Essa conexão que o teatro proporciona também é o que Pri Helena, que está no filme de Walter Salles “Ainda estou aqui” e estreando a novela “Volta por cima”, buscou. Ela já passou por diversas companhias da cidade e, atualmente, integra o coletivo feminista “Grilla!”, que se experimenta no teatro, na música e no audiovisual. “O teatro pra mim é uma arte muito ligada à minha ancestralidade. Eu gosto do caráter ritualístico dele. É ali onde eu descubro as minhas maiores potências e onde fiz meus maiores amigos e companheiros de vida. Esta, para mim, é a melhor parte: esse atravessamento. Parece piegas, mas é o que é”, destaca. Seja onde for, é do teatro que parte, foi lá que percebeu “a beleza de pés sujos e descalços, do corpo suado, da respiração verdadeira, do estado de presença, da entrega”.
Sem síndrome de vira-lata
Vinícius Cristóvão, ator, diretor e produtor, entende seu trabalho no teatro como algo amplo, que vai além dos palcos. “Eu coloco esse ser artista não só como aquele que está diante da cena, mas sim que vê a vida a partir desse olhar curioso. O teatro traz uma perspectiva, aquele olhar que menos julga e que desperta novidades”, diz. Para ele, é algo tão importante quanto respirar – e, por isso, valoriza a possibilidade de trazer novos ares para as pessoas, formando tanto novos artistas, quanto novos públicos. Foi ele o responsável por trazer as peças “Tom na fazenda” e “Ficções” em 2023, e que também está trazendo “Pormenores de ausência” esta semana – além de outras produções ao longo do ano, como “Pippin: o filho do rei”.
O diretor entende que tem um papel de “entrelaçar o que é local e o que está acontecendo nacionalmente para elevar a qualidade do teatro juiz-forano”. Ele entende bem a necessidade do público em ter esse contato, mas destaca que é fundamental reconhecer a importância das produções locais. “A gente tem uma síndrome do vira-lata em Juiz de Fora, de que o que acontece na cidade não é tão bom como o que vem de fora. Eu sempre busco tirar essa perspectiva. Não é só o que vem de fora que é bom. Mas é muito importante que todos nós, que colocamos a arte como ofício, tenhamos inspirações. (…) É aí que a gente dá um passo adiante da nossa limitação”, diz.
Dificuldades enfrentadas
Ser apaixonado pela profissão, no entanto, não é suficiente. Quem atua no teatro é trabalhador – e é importante que seja tratado assim para conseguir se sustentar e ser valorizado. Até para que uma eventual mudança para fora da cidade, como Pri Helena e Kênia Bárbara fizeram, aconteça em função de uma escolha, e não por falta de opção.

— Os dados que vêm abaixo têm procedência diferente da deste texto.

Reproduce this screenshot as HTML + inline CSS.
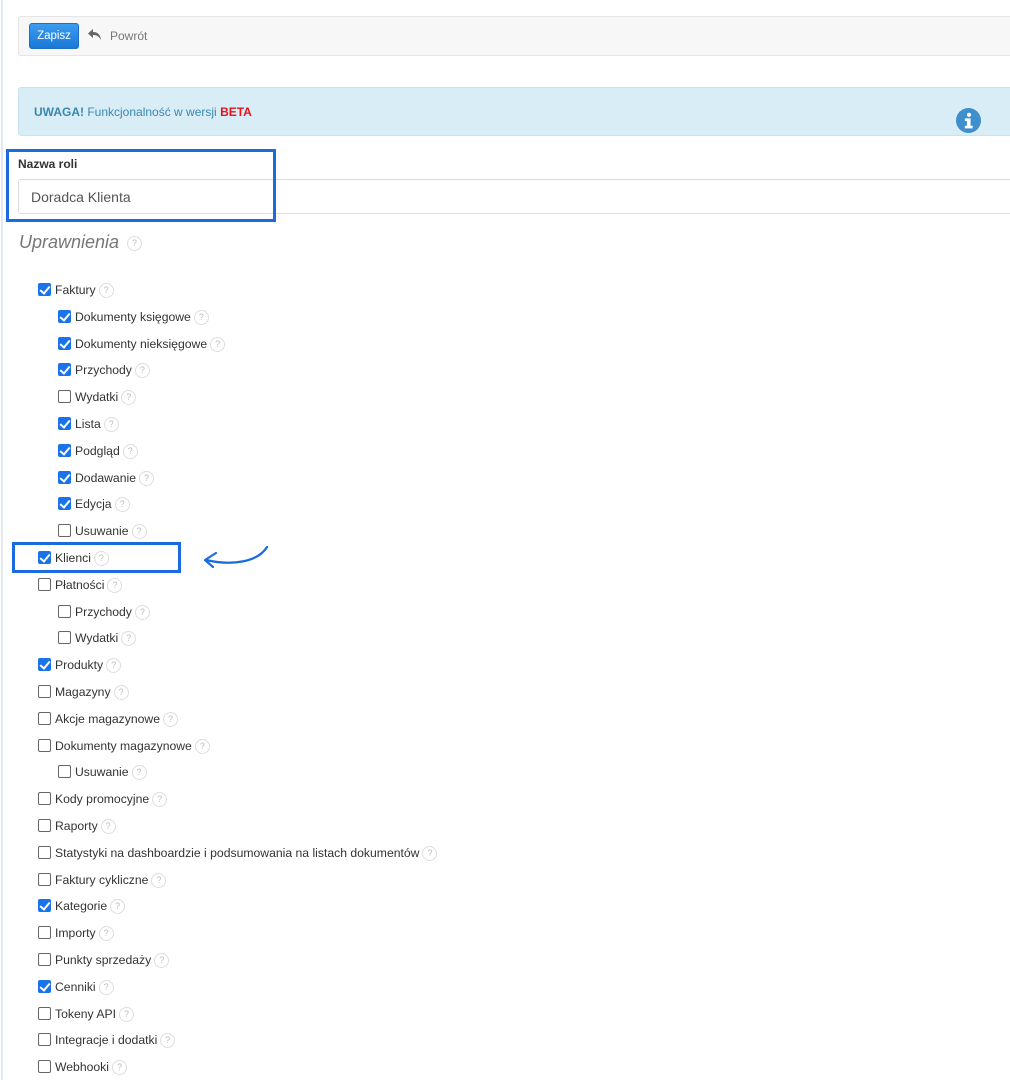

“Eu acredito que o órgão de cultura da cidade precisa repensar a forma como os artistas são vistos e cuidados por aqui. Temos artistas gigantes na nossa cidade. Mas eles são apagados pela falta de incentivo e pela desvalorização por parte, principalmente, de quem tem a obrigação de impulsioná-los, afirma Pri Helena.
O incentivo privado também poderia ser uma possibilidade para mudar esse cenário. No entanto, como avalia Vinícius Cristóvão, essa ainda não é a realidade. “Não falta artista talentoso, vontade ou reunião de pessoas. O que falta são possibilidades de interseção entre obras artísticas e o empresariado.” Além disso, ele destaca que é preciso uma mudança de perspectiva também do público. “A gente está em uma cidade que tem cerca de 600 mil habitantes. O percentual de pessoas que vai aos espetáculos é muito pequeno. Acho que falta um processo de educação para mostrar para grande parte da população o trabalho que tem um artista”, destaca.
Teatro é o futuro
Com a chegada da tecnologia e da possibilidade de atuar na televisão e no cinema, já houve quem pensasse que o teatro poderia acabar – o que está longe de acontecer. A arte encontra outros públicos e outras pessoas que valorizam o que há nela de mais próprio: a presencialidade e a necessidade do encontro. Como define Kênia: “o teatro é muito vivo. É o aqui e agora. Muita coisa pode acontecer, apesar de não poder, em um espetáculo. Alguém pode passar mal, alguém da plateia pode se manifestar. Essa relação imediata mantém a gente em um estado de presença muito grande, e também em um estado meio poroso, porque diante de qualquer coisa que aconteça a gente tem que estar aberto pra improvisar e trocar”, diz.
Também é essa paixão que Zé Luiz leva e que pretende transmitir para as próximas gerações. “Eu não sou o primeiro a fazer teatro em Juiz de Fora. Antes de mim, vieram muitos outros. Eu sou uma parte dessa história, uma parte simplezinha, mas que é feliz fazendo isso e chegando perto das pessoas, fazendo com que elas vissem dramas e repensassem as suas vidas. Quero que as pessoas que vão continuar sejam felizes assim fazendo teatro”.